A data-driven soft sensor model for coal-fired boiler SO2 concentration prediction with non-stationary characteristic

Environmental issues have received significant global attention, and achieving ultra-low emission has become a crucial goal for thermal power plant. Pollutant prediction is essential to achieving ultra-low emission control. Due to the frequent adjustment of operating conditions, the coal-fired power generation process is a typical nonstationary process with complex changes along the time direction. A single model cannot effectively portray the complex non-stationary characteristics and model mismatch may occur in the prediction, which brings new challenges for modeling coal-fired SO2 emission. Therefore, the condition-driven category boosting (CatBoost) soft sensor model is proposed for real-time prediction of SO2 concentration. First, the thermal process time series is rearranged into different data slices. These data slices vary along the direction of the condition indicator, which can characterize the process characteristics on different slices.
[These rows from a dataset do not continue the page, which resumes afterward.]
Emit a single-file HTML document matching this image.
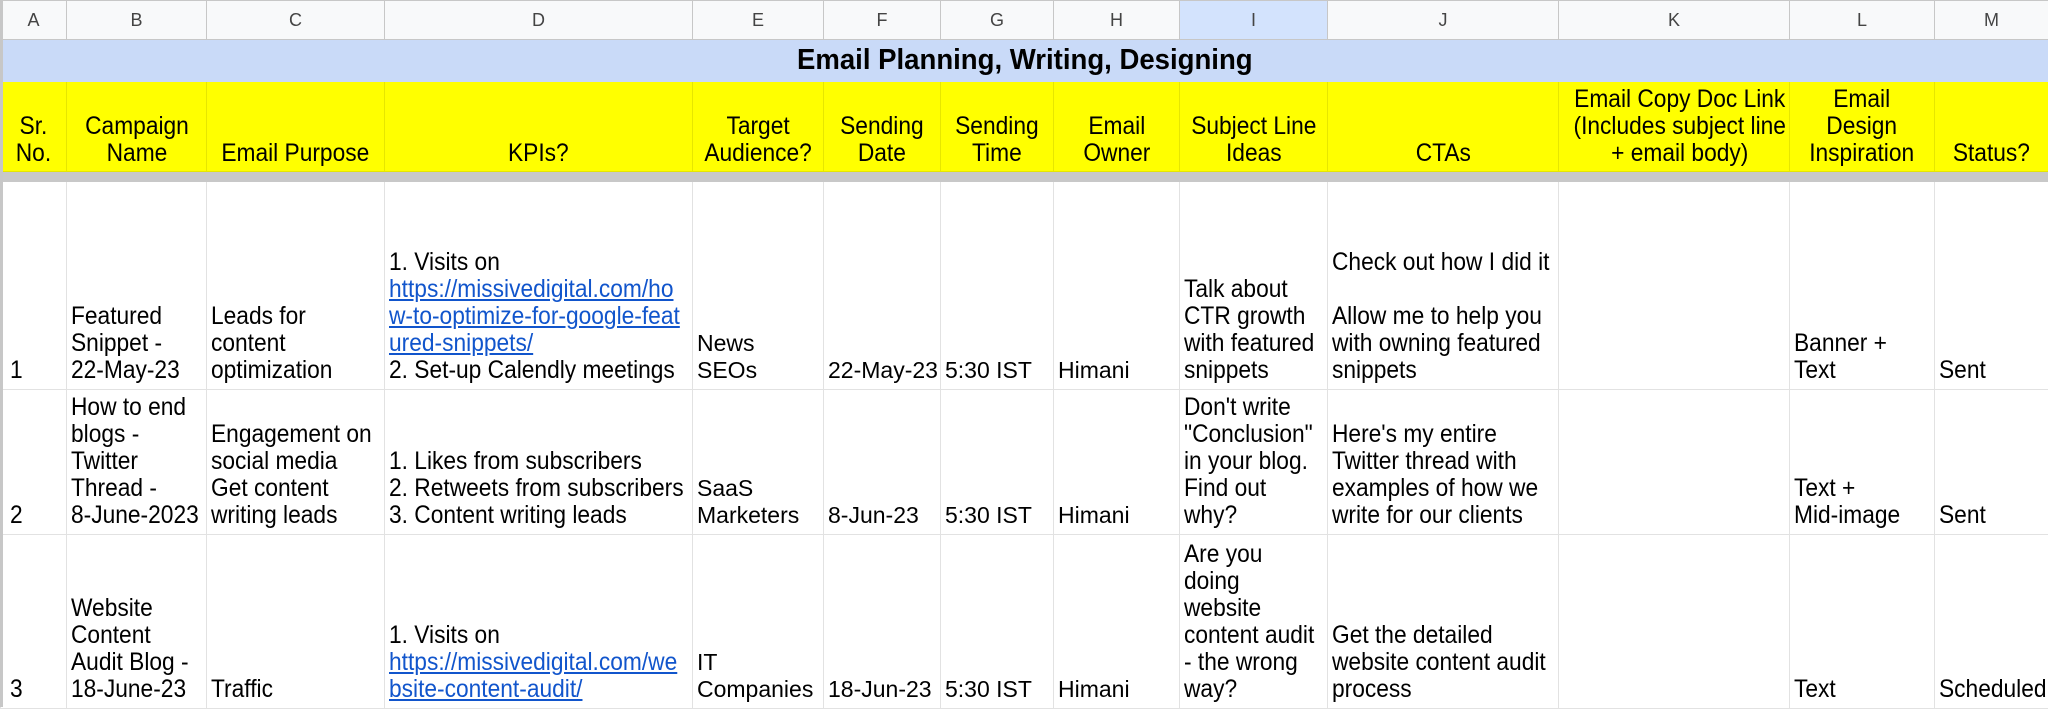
<!DOCTYPE html>
<html><head><meta charset="utf-8">
<style>
html,body{margin:0;padding:0;background:#fff;}
body{width:2048px;height:707px;overflow:hidden;font-family:"Liberation Sans",Arial,sans-serif;}
table{border-collapse:collapse;table-layout:fixed;width:2048px;}
td{border:1px solid #e2e2e2;padding:0 4px 5px 4px;vertical-align:bottom;font-size:25px;line-height:27px;color:#000;white-space:nowrap;overflow:hidden;}
td .n{display:inline-block;transform:scaleX(.91);transform-origin:left bottom;}
td.w{font-size:23px;}
tr.ch td{background:#f8f9fa;border-color:#c7c7c7;text-align:center;vertical-align:middle;color:#444;font-size:18px;padding:0;}
tr.ch td.sel{background:#d3e3fd;}
tr.ti td{background:#c9daf8;border-color:#c9daf8;text-align:center;vertical-align:middle;font-weight:bold;font-size:29px;padding:0;}
tr.ti td .n{transform:scaleX(.95);transform-origin:center;}
tr.hd td{background:#ffff00;border-color:#e6e600;text-align:center;padding-bottom:4px;}
tr.hd td .n{transform-origin:center bottom;}
tr.gr td{background:#c8c8c8;border-color:#c8c8c8;padding:0;height:9px;line-height:0;font-size:0;}
td.a{padding-left:9px;}
a{color:#1155cc;text-decoration:underline;}
</style></head><body>
<div style="position:absolute;left:0;top:0;width:3px;height:707px;background:#c7c7c7;z-index:2"></div>
<table>
<colgroup>
<col style="width:66px"><col style="width:140px"><col style="width:178px"><col style="width:308px"><col style="width:131px"><col style="width:117px"><col style="width:113px"><col style="width:126px"><col style="width:148px"><col style="width:231px"><col style="width:231px"><col style="width:145px"><col style="width:114px">
</colgroup>
<tr class="ch" style="height:39px"><td>A</td><td>B</td><td>C</td><td>D</td><td>E</td><td>F</td><td>G</td><td>H</td><td class="sel">I</td><td>J</td><td>K</td><td>L</td><td>M</td></tr>
<tr class="ti" style="height:42px"><td colspan="13"><div class="n">Email Planning, Writing, Designing</div></td></tr>
<tr class="hd" style="height:90px">
<td><div class="n">Sr.<br>No.</div></td><td><div class="n">Campaign<br>Name</div></td><td><div class="n">Email Purpose</div></td><td><div class="n">KPIs?</div></td><td><div class="n">Target<br>Audience?</div></td><td><div class="n">Sending<br>Date</div></td><td><div class="n">Sending<br>Time</div></td><td><div class="n">Email<br>Owner</div></td><td><div class="n">Subject Line<br>Ideas</div></td><td><div class="n">CTAs</div></td><td><div class="n">Email Copy Doc Link<br>(Includes subject line<br>+ email body)</div></td><td><div class="n">Email<br>Design<br>Inspiration</div></td><td><div class="n">Status?</div></td></tr>
<tr class="gr"><td></td><td></td><td></td><td></td><td></td><td></td><td></td><td></td><td></td><td></td><td></td><td></td><td></td></tr>
<tr style="height:208px">
<td class="a"><div class="n">1</div></td><td><div class="n">Featured<br>Snippet -<br>22-May-23</div></td><td><div class="n">Leads for<br>content<br>optimization</div></td>
<td><div class="n">1. Visits on<br><a>https://missivedigital.com/ho<br>w-to-optimize-for-google-feat<br>ured-snippets/</a><br>2. Set-up Calendly meetings</div></td>
<td class="w">News<br>SEOs</td><td class="w">22-May-23</td><td class="w">5:30 IST</td><td class="w">Himani</td>
<td><div class="n">Talk about<br>CTR growth<br>with featured<br>snippets</div></td>
<td><div class="n">Check out how I did it<br><br>Allow me to help you<br>with owning featured<br>snippets</div></td>
<td></td><td><div class="n">Banner +<br>Text</div></td><td><div class="n">Sent</div></td></tr>
<tr style="height:145px">
<td class="a"><div class="n">2</div></td><td><div class="n">How to end<br>blogs -<br>Twitter<br>Thread -<br>8-June-2023</div></td><td><div class="n">Engagement on<br>social media<br>Get content<br>writing leads</div></td>
<td><div class="n">1. Likes from subscribers<br>2. Retweets from subscribers<br>3. Content writing leads</div></td>
<td class="w">SaaS<br>Marketers</td><td class="w">8-Jun-23</td><td class="w">5:30 IST</td><td class="w">Himani</td>
<td><div class="n">Don't write<br>"Conclusion"<br>in your blog.<br>Find out<br>why?</div></td>
<td><div class="n">Here's my entire<br>Twitter thread with<br>examples of how we<br>write for our clients</div></td>
<td></td><td><div class="n">Text +<br>Mid-image</div></td><td><div class="n">Sent</div></td></tr>
<tr style="height:174px">
<td class="a"><div class="n">3</div></td><td><div class="n">Website<br>Content<br>Audit Blog -<br>18-June-23</div></td><td><div class="n">Traffic</div></td>
<td><div class="n">1. Visits on<br><a>https://missivedigital.com/we<br>bsite-content-audit/</a></div></td>
<td class="w">IT<br>Companies</td><td class="w">18-Jun-23</td><td class="w">5:30 IST</td><td class="w">Himani</td>
<td><div class="n">Are you<br>doing<br>website<br>content audit<br>- the wrong<br>way?</div></td>
<td><div class="n">Get the detailed<br>website content audit<br>process</div></td>
<td></td><td><div class="n">Text</div></td><td><div class="n">Scheduled</div></td></tr>
</table>
</body></html>
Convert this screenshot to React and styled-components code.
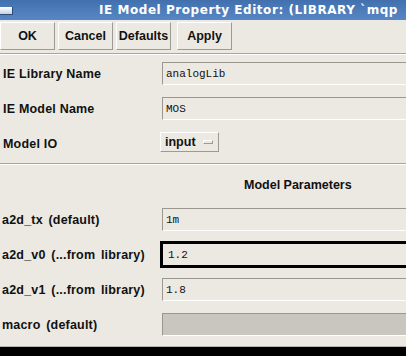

Second, the load-based sequential condition division (LSCD) algorithm is designed to realize the division of boiler operation process. The characteristics of process are effectively captured by variational auto-encoder (VAE), and the data slices with similar process characteristics are merged into the same mode. Non-stationary process along the time direction is reorganized into different condition modes along the load direction. Finally, the high-resolution local CatBoost models under different modes are constructed to achieve fine-grained prediction of SO2 concentration. The effectiveness of the proposed condition-driven model is verified by an industrial example of 1000 MW coal-fired boiler. The prediction results show that the proposed model can effectively divide the operation conditions and achieve accurate prediction of SO2 concentration. In the typical models in SO2 predicting, the proposed model has better performance with a determination coefficient of 0.92.